[Front-end source files]

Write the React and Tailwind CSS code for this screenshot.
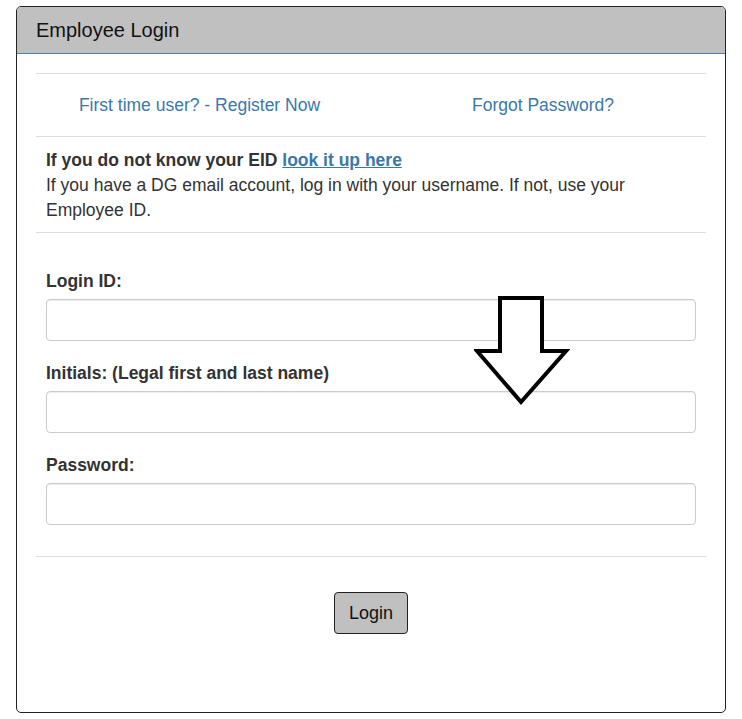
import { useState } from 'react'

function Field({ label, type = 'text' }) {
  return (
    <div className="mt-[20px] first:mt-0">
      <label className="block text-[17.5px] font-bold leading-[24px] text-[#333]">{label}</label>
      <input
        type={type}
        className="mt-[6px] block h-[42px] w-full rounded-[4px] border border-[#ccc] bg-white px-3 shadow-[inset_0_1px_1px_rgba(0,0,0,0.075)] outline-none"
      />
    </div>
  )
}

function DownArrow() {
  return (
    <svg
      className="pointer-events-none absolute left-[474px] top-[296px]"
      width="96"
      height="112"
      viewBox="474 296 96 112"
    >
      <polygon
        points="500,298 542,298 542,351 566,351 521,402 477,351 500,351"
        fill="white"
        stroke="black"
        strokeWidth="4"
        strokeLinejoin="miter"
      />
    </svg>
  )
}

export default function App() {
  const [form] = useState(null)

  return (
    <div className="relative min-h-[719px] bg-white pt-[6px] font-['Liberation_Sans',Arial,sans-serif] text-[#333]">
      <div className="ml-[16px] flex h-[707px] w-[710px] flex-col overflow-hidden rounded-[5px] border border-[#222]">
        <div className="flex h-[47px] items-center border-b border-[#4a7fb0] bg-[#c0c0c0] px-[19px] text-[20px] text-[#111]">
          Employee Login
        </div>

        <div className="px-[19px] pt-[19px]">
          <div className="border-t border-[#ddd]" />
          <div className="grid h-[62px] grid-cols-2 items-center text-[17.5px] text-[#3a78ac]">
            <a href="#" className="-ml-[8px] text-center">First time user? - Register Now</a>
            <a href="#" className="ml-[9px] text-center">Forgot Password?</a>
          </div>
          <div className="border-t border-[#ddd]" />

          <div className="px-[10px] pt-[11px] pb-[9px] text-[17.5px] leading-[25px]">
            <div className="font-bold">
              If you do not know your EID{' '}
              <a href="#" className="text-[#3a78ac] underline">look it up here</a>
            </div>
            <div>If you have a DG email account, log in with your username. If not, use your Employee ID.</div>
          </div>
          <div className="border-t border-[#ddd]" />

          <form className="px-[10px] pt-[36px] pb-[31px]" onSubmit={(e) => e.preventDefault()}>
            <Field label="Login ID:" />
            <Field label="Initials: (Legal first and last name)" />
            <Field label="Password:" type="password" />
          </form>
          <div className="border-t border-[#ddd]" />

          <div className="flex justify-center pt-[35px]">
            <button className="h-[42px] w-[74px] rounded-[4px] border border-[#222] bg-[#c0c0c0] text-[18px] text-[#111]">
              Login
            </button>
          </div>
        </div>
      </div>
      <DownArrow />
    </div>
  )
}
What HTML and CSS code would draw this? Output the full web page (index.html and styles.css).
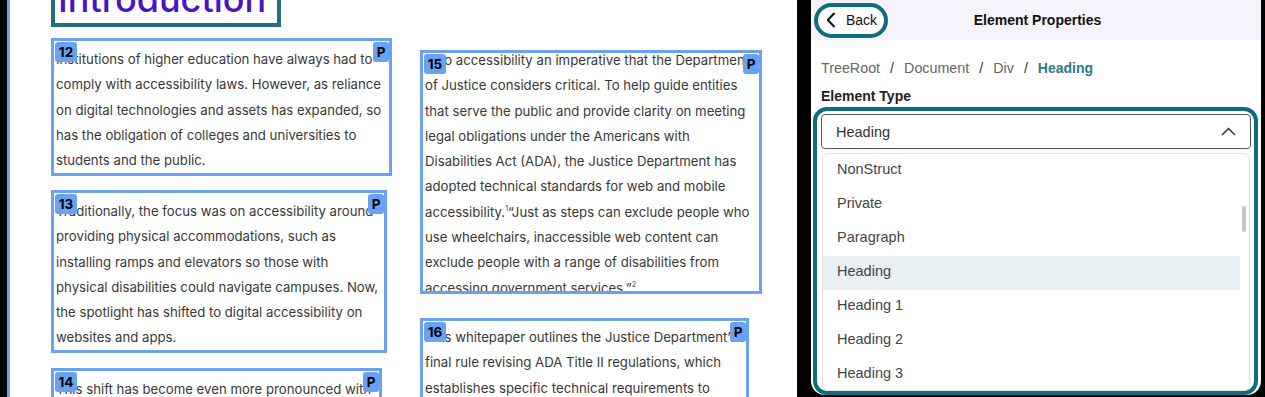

CHALLENGE:
Reproduce the material in full, word for word, and omit the pictures.

FULL ANSWER:
Write the React and Tailwind CSS code for this screenshot.
import { useState } from 'react'

function Field({ label, type = 'text' }) {
  return (
    <div className="mt-[20px] first:mt-0">
      <label className="block text-[17.5px] font-bold leading-[24px] text-[#333]">{label}</label>
      <input
        type={type}
        className="mt-[6px] block h-[42px] w-full rounded-[4px] border border-[#ccc] bg-white px-3 shadow-[inset_0_1px_1px_rgba(0,0,0,0.075)] outline-none"
      />
    </div>
  )
}

function DownArrow() {
  return (
    <svg
      className="pointer-events-none absolute left-[474px] top-[296px]"
      width="96"
      height="112"
      viewBox="474 296 96 112"
    >
      <polygon
        points="500,298 542,298 542,351 566,351 521,402 477,351 500,351"
        fill="white"
        stroke="black"
        strokeWidth="4"
        strokeLinejoin="miter"
      />
    </svg>
  )
}

export default function App() {
  const [form] = useState(null)

  return (
    <div className="relative min-h-[719px] bg-white pt-[6px] font-['Liberation_Sans',Arial,sans-serif] text-[#333]">
      <div className="ml-[16px] flex h-[707px] w-[710px] flex-col overflow-hidden rounded-[5px] border border-[#222]">
        <div className="flex h-[47px] items-center border-b border-[#4a7fb0] bg-[#c0c0c0] px-[19px] text-[20px] text-[#111]">
          Employee Login
        </div>

        <div className="px-[19px] pt-[19px]">
          <div className="border-t border-[#ddd]" />
          <div className="grid h-[62px] grid-cols-2 items-center text-[17.5px] text-[#3a78ac]">
            <a href="#" className="-ml-[8px] text-center">First time user? - Register Now</a>
            <a href="#" className="ml-[9px] text-center">Forgot Password?</a>
          </div>
          <div className="border-t border-[#ddd]" />

          <div className="px-[10px] pt-[11px] pb-[9px] text-[17.5px] leading-[25px]">
            <div className="font-bold">
              If you do not know your EID{' '}
              <a href="#" className="text-[#3a78ac] underline">look it up here</a>
            </div>
            <div>If you have a DG email account, log in with your username. If not, use your Employee ID.</div>
          </div>
          <div className="border-t border-[#ddd]" />

          <form className="px-[10px] pt-[36px] pb-[31px]" onSubmit={(e) => e.preventDefault()}>
            <Field label="Login ID:" />
            <Field label="Initials: (Legal first and last name)" />
            <Field label="Password:" type="password" />
          </form>
          <div className="border-t border-[#ddd]" />

          <div className="flex justify-center pt-[35px]">
            <button className="h-[42px] w-[74px] rounded-[4px] border border-[#222] bg-[#c0c0c0] text-[18px] text-[#111]">
              Login
            </button>
          </div>
        </div>
      </div>
      <DownArrow />
    </div>
  )
}
What HTML and CSS code would draw this? Output the full web page (index.html and styles.css).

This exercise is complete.